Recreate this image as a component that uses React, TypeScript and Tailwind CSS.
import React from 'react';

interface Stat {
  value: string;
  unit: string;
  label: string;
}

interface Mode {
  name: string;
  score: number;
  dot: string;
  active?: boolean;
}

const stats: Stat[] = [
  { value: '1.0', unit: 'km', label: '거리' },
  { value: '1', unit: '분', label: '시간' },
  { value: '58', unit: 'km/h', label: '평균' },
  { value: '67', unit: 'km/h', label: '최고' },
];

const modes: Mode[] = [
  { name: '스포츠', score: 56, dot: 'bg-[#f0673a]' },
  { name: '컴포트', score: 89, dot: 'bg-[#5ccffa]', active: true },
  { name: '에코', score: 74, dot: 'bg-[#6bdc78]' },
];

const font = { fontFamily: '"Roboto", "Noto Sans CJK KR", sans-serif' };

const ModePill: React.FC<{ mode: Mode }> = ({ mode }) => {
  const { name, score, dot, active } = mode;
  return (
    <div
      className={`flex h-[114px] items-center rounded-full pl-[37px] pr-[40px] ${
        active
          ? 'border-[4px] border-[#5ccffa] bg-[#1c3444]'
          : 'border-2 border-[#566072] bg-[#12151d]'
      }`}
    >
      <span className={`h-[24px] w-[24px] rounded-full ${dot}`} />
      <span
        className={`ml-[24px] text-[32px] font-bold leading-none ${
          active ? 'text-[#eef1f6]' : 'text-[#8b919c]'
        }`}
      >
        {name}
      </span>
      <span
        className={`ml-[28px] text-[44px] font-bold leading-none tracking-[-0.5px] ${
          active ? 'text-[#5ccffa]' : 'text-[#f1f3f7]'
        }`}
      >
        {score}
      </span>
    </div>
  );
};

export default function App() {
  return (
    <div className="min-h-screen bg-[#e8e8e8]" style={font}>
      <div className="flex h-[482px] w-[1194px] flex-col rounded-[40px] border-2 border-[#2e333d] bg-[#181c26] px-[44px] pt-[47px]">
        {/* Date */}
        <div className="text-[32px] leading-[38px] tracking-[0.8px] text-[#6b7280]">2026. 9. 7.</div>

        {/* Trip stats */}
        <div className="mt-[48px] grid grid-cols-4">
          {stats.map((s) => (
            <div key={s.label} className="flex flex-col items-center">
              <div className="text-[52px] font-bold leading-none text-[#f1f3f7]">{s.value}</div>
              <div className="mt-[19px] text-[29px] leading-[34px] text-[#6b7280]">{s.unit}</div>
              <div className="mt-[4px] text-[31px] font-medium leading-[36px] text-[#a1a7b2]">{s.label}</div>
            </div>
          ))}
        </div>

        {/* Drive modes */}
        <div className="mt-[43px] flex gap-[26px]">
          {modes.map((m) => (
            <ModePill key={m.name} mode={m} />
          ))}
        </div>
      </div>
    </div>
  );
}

+ + +

Prompt: Print out the whole listing exactly as it appears.

Answer to this problem:
Recreate this image as a component that uses React, TypeScript and Tailwind CSS.
import React from 'react';

interface Stat {
  value: string;
  unit: string;
  label: string;
}

interface Mode {
  name: string;
  score: number;
  dot: string;
  active?: boolean;
}

const stats: Stat[] = [
  { value: '1.0', unit: 'km', label: '거리' },
  { value: '1', unit: '분', label: '시간' },
  { value: '58', unit: 'km/h', label: '평균' },
  { value: '67', unit: 'km/h', label: '최고' },
];

const modes: Mode[] = [
  { name: '스포츠', score: 56, dot: 'bg-[#f0673a]' },
  { name: '컴포트', score: 89, dot: 'bg-[#5ccffa]', active: true },
  { name: '에코', score: 74, dot: 'bg-[#6bdc78]' },
];

const font = { fontFamily: '"Roboto", "Noto Sans CJK KR", sans-serif' };

const ModePill: React.FC<{ mode: Mode }> = ({ mode }) => {
  const { name, score, dot, active } = mode;
  return (
    <div
      className={`flex h-[114px] items-center rounded-full pl-[37px] pr-[40px] ${
        active
          ? 'border-[4px] border-[#5ccffa] bg-[#1c3444]'
          : 'border-2 border-[#566072] bg-[#12151d]'
      }`}
    >
      <span className={`h-[24px] w-[24px] rounded-full ${dot}`} />
      <span
        className={`ml-[24px] text-[32px] font-bold leading-none ${
          active ? 'text-[#eef1f6]' : 'text-[#8b919c]'
        }`}
      >
        {name}
      </span>
      <span
        className={`ml-[28px] text-[44px] font-bold leading-none tracking-[-0.5px] ${
          active ? 'text-[#5ccffa]' : 'text-[#f1f3f7]'
        }`}
      >
        {score}
      </span>
    </div>
  );
};

export default function App() {
  return (
    <div className="min-h-screen bg-[#e8e8e8]" style={font}>
      <div className="flex h-[482px] w-[1194px] flex-col rounded-[40px] border-2 border-[#2e333d] bg-[#181c26] px-[44px] pt-[47px]">
        {/* Date */}
        <div className="text-[32px] leading-[38px] tracking-[0.8px] text-[#6b7280]">2026. 9. 7.</div>

        {/* Trip stats */}
        <div className="mt-[48px] grid grid-cols-4">
          {stats.map((s) => (
            <div key={s.label} className="flex flex-col items-center">
              <div className="text-[52px] font-bold leading-none text-[#f1f3f7]">{s.value}</div>
              <div className="mt-[19px] text-[29px] leading-[34px] text-[#6b7280]">{s.unit}</div>
              <div className="mt-[4px] text-[31px] font-medium leading-[36px] text-[#a1a7b2]">{s.label}</div>
            </div>
          ))}
        </div>

        {/* Drive modes */}
        <div className="mt-[43px] flex gap-[26px]">
          {modes.map((m) => (
            <ModePill key={m.name} mode={m} />
          ))}
        </div>
      </div>
    </div>
  );
}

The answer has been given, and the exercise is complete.